-------- RECORDS PROVIDED --------

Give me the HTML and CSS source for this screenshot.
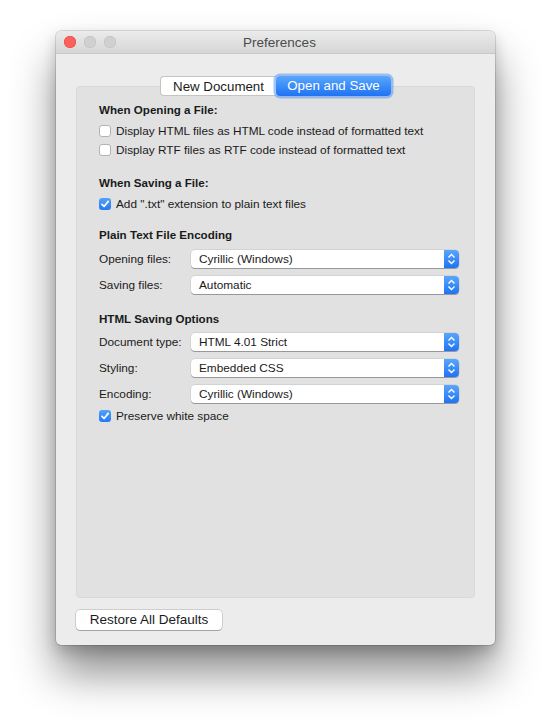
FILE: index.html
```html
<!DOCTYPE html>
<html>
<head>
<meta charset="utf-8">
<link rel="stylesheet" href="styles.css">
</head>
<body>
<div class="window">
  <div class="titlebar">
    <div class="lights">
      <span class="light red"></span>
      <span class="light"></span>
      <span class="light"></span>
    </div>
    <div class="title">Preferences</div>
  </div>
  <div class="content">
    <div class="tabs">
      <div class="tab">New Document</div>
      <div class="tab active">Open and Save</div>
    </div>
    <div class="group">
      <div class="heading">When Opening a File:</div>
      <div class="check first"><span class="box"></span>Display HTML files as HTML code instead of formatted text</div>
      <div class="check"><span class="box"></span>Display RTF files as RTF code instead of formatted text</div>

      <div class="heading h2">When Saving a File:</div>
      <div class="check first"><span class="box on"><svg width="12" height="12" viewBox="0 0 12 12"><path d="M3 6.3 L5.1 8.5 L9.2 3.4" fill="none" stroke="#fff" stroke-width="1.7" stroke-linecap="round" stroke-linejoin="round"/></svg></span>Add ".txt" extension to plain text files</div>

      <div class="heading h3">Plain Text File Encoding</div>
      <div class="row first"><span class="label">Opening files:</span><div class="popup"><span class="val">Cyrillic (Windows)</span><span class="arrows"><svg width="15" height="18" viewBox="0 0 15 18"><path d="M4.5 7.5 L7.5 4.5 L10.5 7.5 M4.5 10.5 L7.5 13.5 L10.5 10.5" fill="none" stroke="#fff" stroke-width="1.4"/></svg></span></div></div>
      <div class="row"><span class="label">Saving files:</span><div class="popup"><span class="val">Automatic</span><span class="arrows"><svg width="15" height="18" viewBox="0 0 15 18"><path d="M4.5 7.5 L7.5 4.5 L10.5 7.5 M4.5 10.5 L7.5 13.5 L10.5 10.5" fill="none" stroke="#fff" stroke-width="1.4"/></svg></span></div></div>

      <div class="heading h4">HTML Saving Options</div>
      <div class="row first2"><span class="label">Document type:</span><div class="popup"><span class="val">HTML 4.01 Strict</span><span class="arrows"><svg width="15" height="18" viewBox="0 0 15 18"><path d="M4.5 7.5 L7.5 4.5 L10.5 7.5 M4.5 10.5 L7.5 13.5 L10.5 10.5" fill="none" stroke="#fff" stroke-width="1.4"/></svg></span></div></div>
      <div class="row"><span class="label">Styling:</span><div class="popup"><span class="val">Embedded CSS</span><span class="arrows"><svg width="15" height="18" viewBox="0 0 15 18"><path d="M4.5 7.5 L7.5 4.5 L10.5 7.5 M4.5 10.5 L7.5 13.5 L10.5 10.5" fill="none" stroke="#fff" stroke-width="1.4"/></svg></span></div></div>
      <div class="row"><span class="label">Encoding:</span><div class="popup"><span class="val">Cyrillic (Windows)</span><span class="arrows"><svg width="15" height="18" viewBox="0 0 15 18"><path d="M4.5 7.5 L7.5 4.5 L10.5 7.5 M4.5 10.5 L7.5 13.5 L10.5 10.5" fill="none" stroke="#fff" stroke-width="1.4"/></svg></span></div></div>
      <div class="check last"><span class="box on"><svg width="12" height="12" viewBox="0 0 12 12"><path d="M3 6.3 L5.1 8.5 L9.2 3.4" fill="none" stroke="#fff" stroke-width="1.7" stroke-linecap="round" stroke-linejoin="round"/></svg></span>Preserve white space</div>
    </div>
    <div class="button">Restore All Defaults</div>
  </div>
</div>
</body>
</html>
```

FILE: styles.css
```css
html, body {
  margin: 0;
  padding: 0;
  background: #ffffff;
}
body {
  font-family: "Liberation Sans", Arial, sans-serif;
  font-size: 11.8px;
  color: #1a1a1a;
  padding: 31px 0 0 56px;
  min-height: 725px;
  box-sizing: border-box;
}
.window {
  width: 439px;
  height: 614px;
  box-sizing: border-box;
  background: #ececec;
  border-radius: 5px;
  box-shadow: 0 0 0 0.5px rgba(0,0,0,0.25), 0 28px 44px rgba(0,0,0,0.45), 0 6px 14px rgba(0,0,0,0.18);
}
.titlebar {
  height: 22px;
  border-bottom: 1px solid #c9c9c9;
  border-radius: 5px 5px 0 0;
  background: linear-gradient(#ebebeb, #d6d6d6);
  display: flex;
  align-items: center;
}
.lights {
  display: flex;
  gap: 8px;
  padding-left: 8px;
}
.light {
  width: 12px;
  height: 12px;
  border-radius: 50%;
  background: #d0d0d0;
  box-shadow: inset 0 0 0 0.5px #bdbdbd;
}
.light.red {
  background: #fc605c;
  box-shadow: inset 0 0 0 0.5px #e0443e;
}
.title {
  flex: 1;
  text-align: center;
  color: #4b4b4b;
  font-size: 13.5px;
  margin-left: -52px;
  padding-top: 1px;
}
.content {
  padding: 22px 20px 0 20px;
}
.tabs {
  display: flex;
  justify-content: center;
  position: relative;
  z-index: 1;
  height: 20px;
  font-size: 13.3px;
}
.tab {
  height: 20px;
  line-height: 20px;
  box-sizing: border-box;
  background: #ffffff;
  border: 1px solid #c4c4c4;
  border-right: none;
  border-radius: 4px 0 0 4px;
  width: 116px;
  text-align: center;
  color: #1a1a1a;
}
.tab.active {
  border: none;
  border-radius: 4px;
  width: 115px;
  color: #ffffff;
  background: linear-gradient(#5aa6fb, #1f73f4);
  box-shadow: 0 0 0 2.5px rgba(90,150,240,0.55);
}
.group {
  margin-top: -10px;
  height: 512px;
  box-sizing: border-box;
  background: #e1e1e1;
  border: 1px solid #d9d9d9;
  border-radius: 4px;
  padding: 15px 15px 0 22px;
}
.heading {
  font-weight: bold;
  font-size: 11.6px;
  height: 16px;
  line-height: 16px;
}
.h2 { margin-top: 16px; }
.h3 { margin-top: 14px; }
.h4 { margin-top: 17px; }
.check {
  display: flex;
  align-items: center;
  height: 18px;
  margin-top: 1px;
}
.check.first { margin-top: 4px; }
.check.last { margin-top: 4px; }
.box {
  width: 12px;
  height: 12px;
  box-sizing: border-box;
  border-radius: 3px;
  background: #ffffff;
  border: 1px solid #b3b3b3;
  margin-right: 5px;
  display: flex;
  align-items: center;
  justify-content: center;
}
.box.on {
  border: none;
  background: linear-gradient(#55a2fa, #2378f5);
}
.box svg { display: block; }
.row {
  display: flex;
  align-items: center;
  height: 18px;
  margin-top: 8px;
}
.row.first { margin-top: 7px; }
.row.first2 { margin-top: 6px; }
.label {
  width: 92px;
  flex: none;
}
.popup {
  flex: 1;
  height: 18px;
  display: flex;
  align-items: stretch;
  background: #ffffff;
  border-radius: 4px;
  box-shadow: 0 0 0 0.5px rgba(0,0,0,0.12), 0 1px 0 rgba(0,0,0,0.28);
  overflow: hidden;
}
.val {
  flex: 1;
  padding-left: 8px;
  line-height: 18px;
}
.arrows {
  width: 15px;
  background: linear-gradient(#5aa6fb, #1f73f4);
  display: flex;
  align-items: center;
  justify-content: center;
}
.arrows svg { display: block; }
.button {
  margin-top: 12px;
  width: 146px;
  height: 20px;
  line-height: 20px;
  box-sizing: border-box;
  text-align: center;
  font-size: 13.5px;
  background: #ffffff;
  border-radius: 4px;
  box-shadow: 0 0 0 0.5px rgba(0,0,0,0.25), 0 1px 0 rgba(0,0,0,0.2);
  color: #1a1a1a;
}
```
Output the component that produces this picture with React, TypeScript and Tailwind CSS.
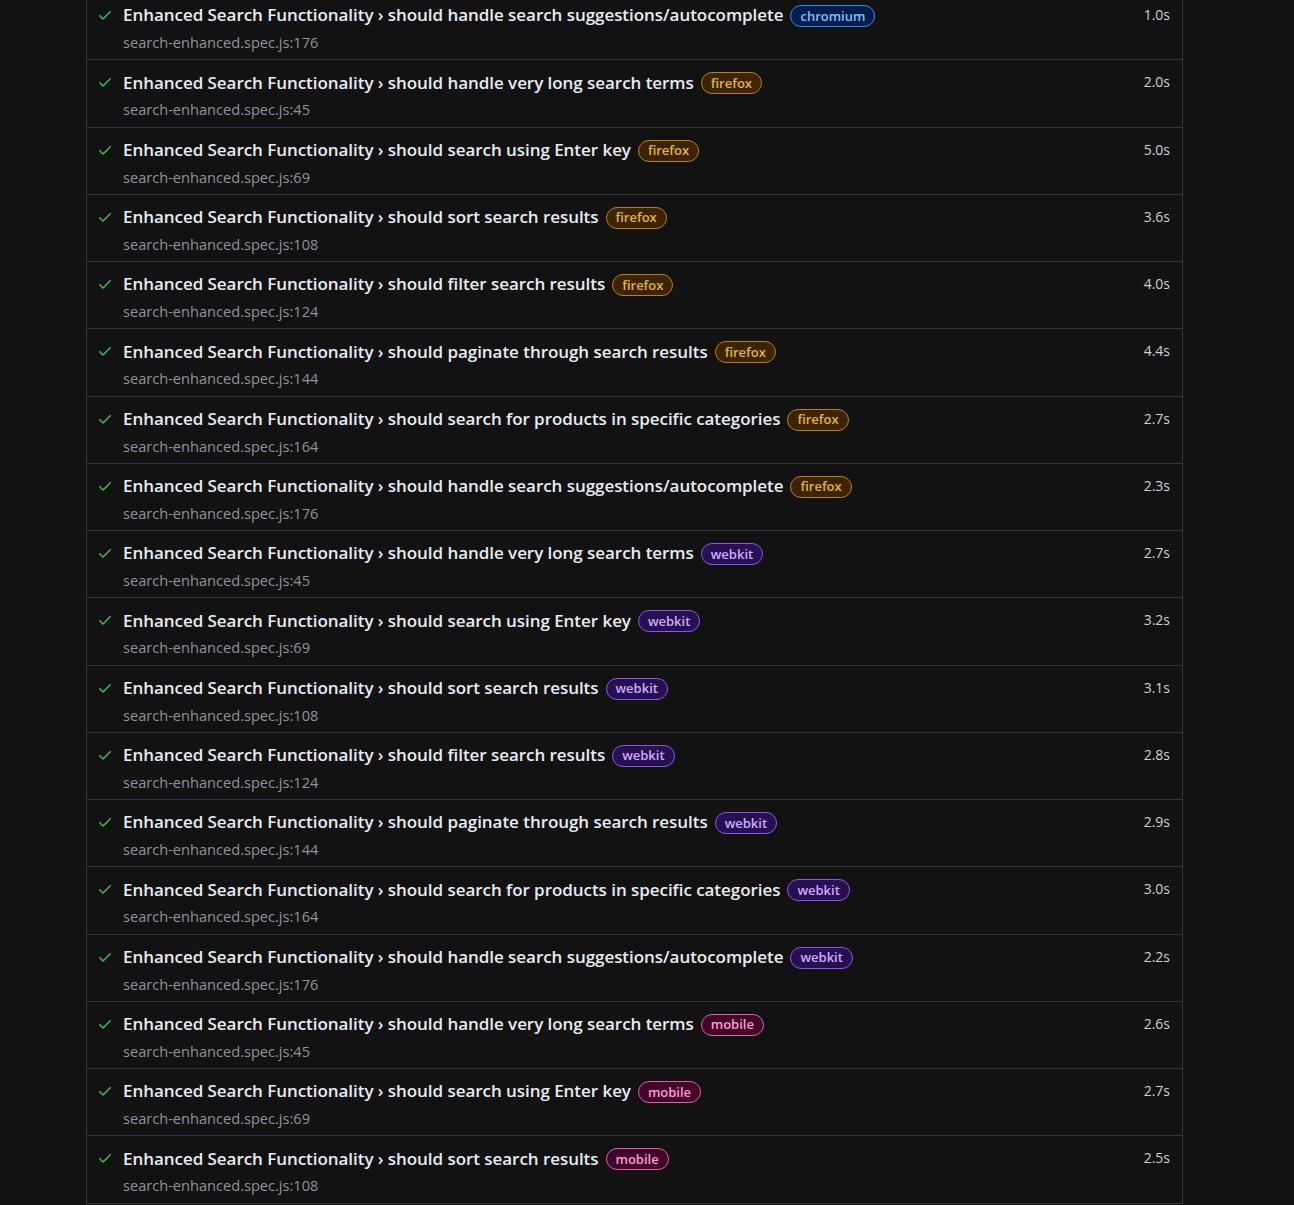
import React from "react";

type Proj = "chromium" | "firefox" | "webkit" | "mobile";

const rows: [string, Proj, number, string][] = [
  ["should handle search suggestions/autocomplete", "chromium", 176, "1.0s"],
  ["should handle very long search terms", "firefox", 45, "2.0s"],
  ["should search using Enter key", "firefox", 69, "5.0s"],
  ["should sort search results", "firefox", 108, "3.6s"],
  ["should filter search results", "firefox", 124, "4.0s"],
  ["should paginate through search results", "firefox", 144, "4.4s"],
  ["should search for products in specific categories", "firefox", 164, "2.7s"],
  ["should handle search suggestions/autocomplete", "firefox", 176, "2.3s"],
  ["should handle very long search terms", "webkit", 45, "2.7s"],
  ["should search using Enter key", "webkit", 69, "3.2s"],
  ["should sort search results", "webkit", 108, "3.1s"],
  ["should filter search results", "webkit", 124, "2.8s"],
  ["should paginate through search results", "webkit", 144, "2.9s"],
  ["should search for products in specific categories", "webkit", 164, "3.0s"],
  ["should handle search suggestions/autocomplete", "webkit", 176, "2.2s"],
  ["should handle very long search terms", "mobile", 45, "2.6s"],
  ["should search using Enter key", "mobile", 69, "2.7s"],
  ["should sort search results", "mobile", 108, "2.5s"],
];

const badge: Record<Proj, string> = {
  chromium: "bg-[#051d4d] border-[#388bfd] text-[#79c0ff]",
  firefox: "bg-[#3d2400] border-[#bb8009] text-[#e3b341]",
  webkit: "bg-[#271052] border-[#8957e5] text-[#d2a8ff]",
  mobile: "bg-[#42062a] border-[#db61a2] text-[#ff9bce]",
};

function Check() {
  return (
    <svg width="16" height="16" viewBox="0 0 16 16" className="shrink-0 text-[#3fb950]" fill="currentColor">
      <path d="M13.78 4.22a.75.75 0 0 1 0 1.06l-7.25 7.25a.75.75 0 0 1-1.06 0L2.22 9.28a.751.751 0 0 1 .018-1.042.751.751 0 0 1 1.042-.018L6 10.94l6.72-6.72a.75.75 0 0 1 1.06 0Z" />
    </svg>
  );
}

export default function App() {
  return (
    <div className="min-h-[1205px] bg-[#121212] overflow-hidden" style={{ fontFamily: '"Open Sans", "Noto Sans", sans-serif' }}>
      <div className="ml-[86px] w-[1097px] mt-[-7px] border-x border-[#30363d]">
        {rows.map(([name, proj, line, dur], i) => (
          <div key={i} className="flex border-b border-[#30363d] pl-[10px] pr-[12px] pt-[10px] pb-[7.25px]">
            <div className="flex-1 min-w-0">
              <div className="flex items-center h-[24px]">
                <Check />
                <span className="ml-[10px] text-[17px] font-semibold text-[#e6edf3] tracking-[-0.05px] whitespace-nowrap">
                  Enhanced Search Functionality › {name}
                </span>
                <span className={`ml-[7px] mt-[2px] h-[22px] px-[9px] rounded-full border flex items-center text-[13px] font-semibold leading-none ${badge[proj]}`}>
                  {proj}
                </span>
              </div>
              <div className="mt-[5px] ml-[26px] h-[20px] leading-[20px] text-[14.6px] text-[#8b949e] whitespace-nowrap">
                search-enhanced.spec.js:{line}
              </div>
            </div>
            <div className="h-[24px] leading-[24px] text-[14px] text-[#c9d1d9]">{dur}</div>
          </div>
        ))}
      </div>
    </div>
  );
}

--------

INSTRUCTIONS TO FOLLOW:
Supply the count of lines in the entries that contain the word "React", and nothing besides.

EXERCISE RESULT:
2